Bénédicte Manier observe que, face aux viols des femmes l’Inde nouvelle s’impatiente : « A crime terrifiant, condamnation exceptionnelle ? Si les manifestations après le viol d’une étudiante à New Delhi portent l’espoir d’un changement des mentalités, l’absence de procès équitable pour les présumés coupables n’est guère de bon augure. Le pouvoir cherche à parer au plus pressé face à une mobilisation spectaculaire qui révèle des aspirations jusque-là inédites. »

Les États en sont désormais à vendre les espaces publics aux entreprises privées dans le cadre d’une politique bien programmée : " Aéroports, de l’espace public à l’espace privé " (Philippe Rekacewicz) : « C’est un lent grignotage. Dans les bureaux de poste, les gares, les aéroports, sur les plans d’aménagement urbain, au centre-ville comme à la périphérie, une même contrainte enserre insensiblement les usagers des espaces publics : le passage imposé au travers d’espaces marchands. Pour les promoteurs de cette métamorphose, la consommation, contrôlée et sécurisée, doit remplacer toute déambulation rêveuse. »

Pour les travailleurs saisonniers, la ronde est infernale (Patrick Herman) : « Longtemps venus du Maroc et de la Tunisie, les saisonniers agricoles n’ont commencé que récemment à réclamer justice pour les abus dont ils ont été victimes en France. Mais la « migration circulaire de travail » prônée par l’Union européenne change la donne. Transitant par l’Espagne, les travailleurs temporaires latino-américains remplacent peu à peu la main-d’oeuvre maghrébine. »

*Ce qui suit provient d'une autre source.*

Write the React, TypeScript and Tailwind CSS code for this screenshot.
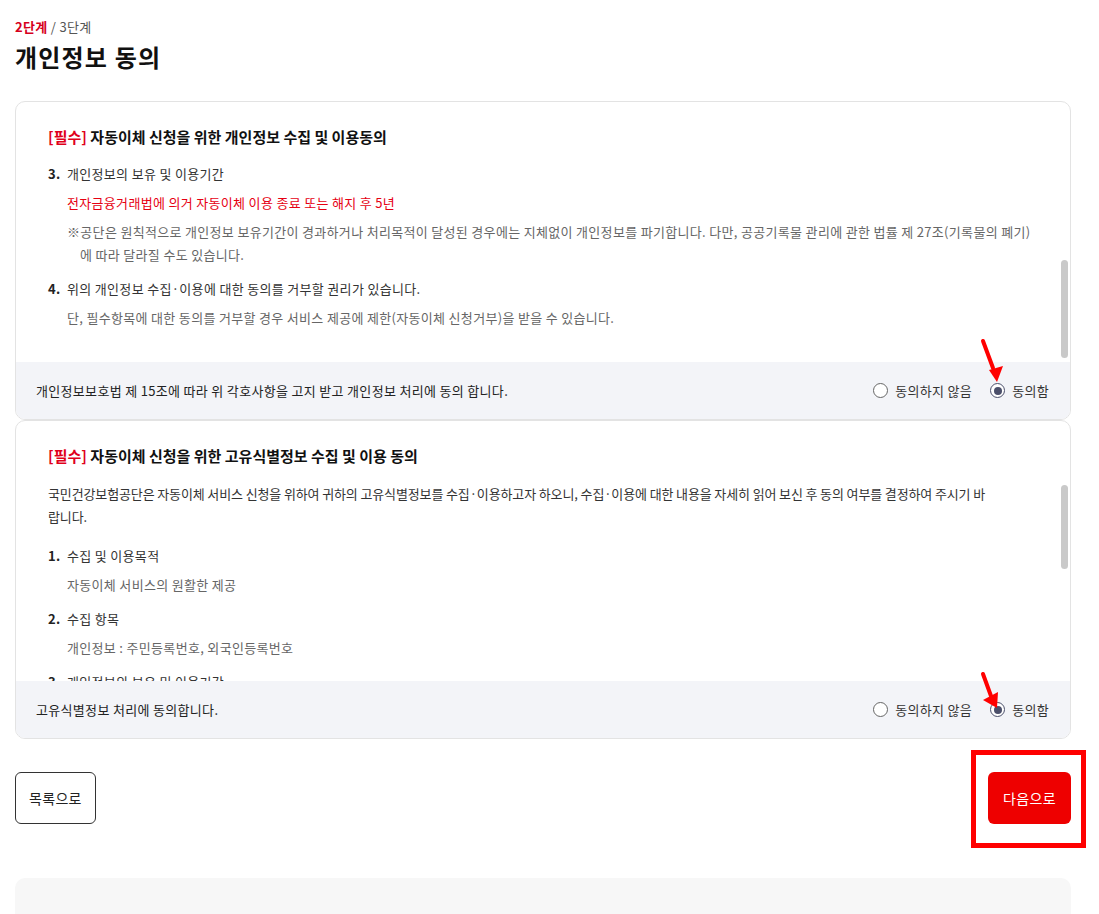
import { useEffect, useRef } from "react";

type Item = {
  no: string;
  title: string;
  body: React.ReactNode;
};

function Radio({ label, checked }: { label: string; checked?: boolean }) {
  return (
    <label className="flex items-center gap-[7px] text-[13px] text-[#333]">
      <span
        className={
          checked
            ? "flex h-[15px] w-[15px] items-center justify-center rounded-full border border-[#4b4f6a] bg-white"
            : "flex h-[15px] w-[15px] items-center justify-center rounded-full border border-[#666] bg-white"
        }
      >
        {checked && <span className="h-[8px] w-[8px] rounded-full bg-[#4b4f6a]" />}
      </span>
      {label}
    </label>
  );
}

function ItemList({ items }: { items: Item[] }) {
  return (
    <ol className="flex flex-col gap-[11px]">
      {items.map((it) => (
        <li key={it.no}>
          <div className="flex text-[13px] leading-[23px] text-[#333]">
            <span className="w-[19px] font-bold text-[#222]">{it.no}</span>
            <span>{it.title}</span>
          </div>
          <div className="mt-[6px] pl-[19px] text-[13px] leading-[23px] text-[#666]">{it.body}</div>
        </li>
      ))}
    </ol>
  );
}

function ConsentCard({
  title,
  statement,
  children,
  thumb,
  scrollToEnd,
}: {
  title: string;
  statement: string;
  children: React.ReactNode;
  thumb: string;
  scrollToEnd?: boolean;
}) {
  const ref = useRef<HTMLDivElement>(null);

  useEffect(() => {
    if (scrollToEnd && ref.current) ref.current.scrollTop = ref.current.scrollHeight;
  }, [scrollToEnd]);

  return (
    <section className="overflow-hidden rounded-[10px] border border-[#e3e3e3] bg-white">
      <h2 className="px-[32px] pt-[23px] text-[15px] font-bold leading-[24px] tracking-normal text-[#111]">
        <span className="text-[#e0001b]">[필수]</span> {title}
      </h2>
      <div className="relative mt-[14px]">
        <div ref={ref} className="h-[199px] overflow-y-auto pl-[32px] pr-[24px] [scrollbar-width:none]">
          {children}
        </div>
        {/* custom scrollbar thumb */}
        <div className={`absolute right-[2px] w-[7px] rounded-full bg-[#c9c9c9] ${thumb}`} />
      </div>
      <div className="flex h-[57px] items-center justify-between bg-[#f3f4f8] pl-[20px] pr-[21px]">
        <p className="text-[13px] text-[#222]">{statement}</p>
        <div className="flex items-center gap-[18px]">
          <Radio label="동의하지 않음" />
          <Radio label="동의함" checked />
        </div>
      </div>
    </section>
  );
}

const intro = (
  <p className="mb-[16px] text-[13px] leading-[23px] tracking-[-0.01em] text-[#333]">
    국민건강보험공단은 자동이체 서비스 신청을 위하여 귀하의 고유식별정보를 수집·이용하고자 하오니, 수집·이용에 대한
    내용을 자세히 읽어 보신 후 동의 여부를 결정하여 주시기 바<br />
    랍니다.
  </p>
);

const keepItem: Item = {
  no: "3.",
  title: "개인정보의 보유 및 이용기간",
  body: (
    <>
      <p className="text-[#e60012]">전자금융거래법에 의거 자동이체 이용 종료 또는 해지 후 5년</p>
      <p className="mt-[6px] pl-[13px] -indent-[13px]">
        ※공단은 원칙적으로 개인정보 보유기간이 경과하거나 처리목적이 달성된 경우에는 지체없이 개인정보를 파기합니다. 다만,
        공공기록물 관리에 관한 법률 제 27조(기록물의 폐기)
        <br />에 따라 달라질 수도 있습니다.
      </p>
    </>
  ),
};

const refuseItem: Item = {
  no: "4.",
  title: "위의 개인정보 수집·이용에 대한 동의를 거부할 권리가 있습니다.",
  body: "단, 필수항목에 대한 동의를 거부할 경우 서비스 제공에 제한(자동이체 신청거부)을 받을 수 있습니다.",
};

const personalItems: Item[] = [
  { no: "1.", title: "수집 및 이용목적", body: "자동이체 서비스의 원활한 제공" },
  { no: "2.", title: "수집 항목", body: "개인정보 : 성명, 생년월일, 휴대전화번호, 은행명, 계좌번호, 예금주명" },
  keepItem,
  refuseItem,
];

const uniqueItems: Item[] = [
  { no: "1.", title: "수집 및 이용목적", body: "자동이체 서비스의 원활한 제공" },
  { no: "2.", title: "수집 항목", body: "개인정보 : 주민등록번호, 외국인등록번호" },
  keepItem,
  refuseItem,
];

function Arrow({ className, line, head }: { className: string; line: number[]; head: string }) {
  return (
    <svg className={className} width="36" height="50" viewBox="0 0 36 50" fill="none">
      <line x1={line[0]} y1={line[1]} x2={line[2]} y2={line[3]} stroke="#f00" strokeWidth="4" strokeLinecap="round" />
      <polygon points={head} fill="#f00" />
    </svg>
  );
}

export default function App() {
  return (
    <div className="relative min-h-[914px] bg-white pl-[15px] pr-[28px] pt-[18px] font-['Noto_Sans_CJK_KR','Noto_Sans',sans-serif] tracking-[0.02em]">
      <p className="text-[13px] leading-[18px] text-[#555]">
        <b className="text-[#d6001c]">2단계</b> / 3단계
      </p>
      <h1 className="mt-[5px] text-[24px] font-bold leading-[32px] tracking-[0.05em] text-[#111]">개인정보 동의</h1>

      <div className="mt-[28px]">
        <ConsentCard
          title="자동이체 신청을 위한 개인정보 수집 및 이용동의"
          statement="개인정보보호법 제 15조에 따라 위 각호사항을 고지 받고 개인정보 처리에 동의 합니다."
          thumb="top-[97px] h-[98px]"
          scrollToEnd
        >
          {intro}
          <div className="pb-[33px]">
            <ItemList items={personalItems} />
          </div>
        </ConsentCard>
        <ConsentCard
          title="자동이체 신청을 위한 고유식별정보 수집 및 이용 동의"
          statement="고유식별정보 처리에 동의합니다."
          thumb="top-[3px] h-[84px]"
        >
          {intro}
          <div className="pb-[31px]">
            <ItemList items={uniqueItems} />
          </div>
        </ConsentCard>
      </div>

      <div className="mt-[33px] flex items-center justify-between">
        <button className="h-[52px] rounded-[6px] border border-[#333] bg-white px-[13px] text-[14px] text-[#222]">
          목록으로
        </button>
        <button className="h-[52px] w-[83px] rounded-[6px] bg-[#ee0000] text-[14px] text-white">다음으로</button>
      </div>

      <div className="mt-[54px] h-[60px] rounded-t-[10px] bg-[#f7f7f7]" />

      {/* annotation marks drawn over the screenshot */}
      <Arrow className="absolute left-[975px] top-[335px]" line={[8, 6, 18, 33]} head="14,35 28,31 22,47" />
      <Arrow className="absolute left-[975px] top-[665px]" line={[8, 9, 16, 31]} head="8,35 23,27 22,43" />
      <div className="pointer-events-none absolute left-[971px] top-[750px] h-[98px] w-[115px] border-[5px] border-[#ff0000]" />
    </div>
  );
}
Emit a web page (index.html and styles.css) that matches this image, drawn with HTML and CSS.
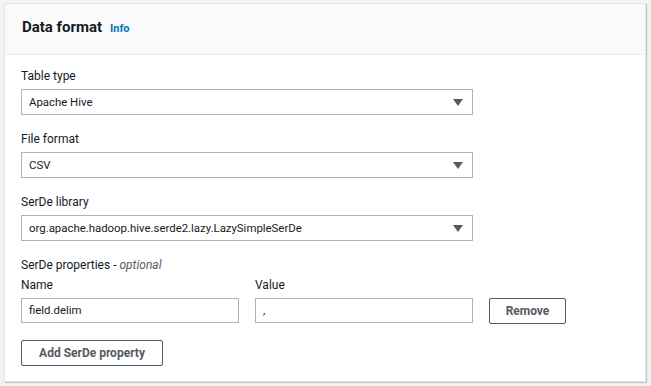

Comment se distinguer quand on est riche et brésilien : " Fièvre acheteuse des Brésiliens à Miami " (Emmanuelle Steels et Anne Vigna) ? « La réduction de la pauvreté sous la présidence de M. Luiz Inácio Lula da Silva a permis à trente millions de personnes supplémentaires d’avoir accès aux supermarchés. Pour les Brésiliens les plus aisés, se distinguer implique donc désormais d’aller faire ses courses… beaucoup plus loin. »

En Colombie, « pas de justice, pas de paix », explique Maurrice Lemoine : « Le 27 août 2012, à Bogotá, le président Juan Manuel Santos annonçait l’ouverture de négociations de paix avec les Forces armées révolutionnaires de Colombie (FARC) en présence de représentants du patronat, mais pas du mouvement social (lire « Vu et entendu à La Havane »). Pourra-t-on mettre fin au conflit armé sans entendre les revendications qui lui ont donné naissance, il y a plus de cinquante ans ? »

Hernando Calvo Ospina nous revient de La Havane : « Devant le portail, vêtues d’un uniforme vert olive, ce sont presque toujours de jeunes femmes qui montent la garde. Rares sont celles qui portent l’arme à la ceinture. Autour d’un petit lac, on distingue plusieurs maisons, d’un étage pour la plupart, séparées par des arbres et des jardins. Entouré d’un haut mur, sans présence notoire de vigiles ni grillage électrique ou caméras de surveillance, voici le complexe résidentiel El Laguito, à La Havane. C’est ici que l’État cubain héberge les personnalités internationales. Là que séjournent les représentants des Forces armées révolutionnaires de Colombie (FARC), dans le cadre du dialogue engagé par cette organisation avec le gouvernement colombien.
El Laguito est devenu une obsession pour la plupart des quelque soixante correspondants étrangers accrédités pour couvrir les négociations. Ils veulent interviewer les guérilleros et savoir comment ils vivent. N’y parvenant pas, ils inventent souvent des histoires sur le prétendu luxe qui les entoure. De fait, il s’agit de maisons modernes, mais l’ostentation n’est pas vraiment ce qui saute aux yeux. En revanche, c’est vrai, certains des combattants ont l’impression de vivre dans un palace, car ils n’ont connu que les forêts, les montagnes ou d’humbles habitations. « J’ai eu un peu de mal à m’adapter et à passer la nuit enfermé dans une chambre, sans les bruits de la campagne, confie le commandant Miguel Pascuas, l’un des paysans fondateurs des FARC en 1964. Jamais je n’avais eu un matelas aussi confortable ! » »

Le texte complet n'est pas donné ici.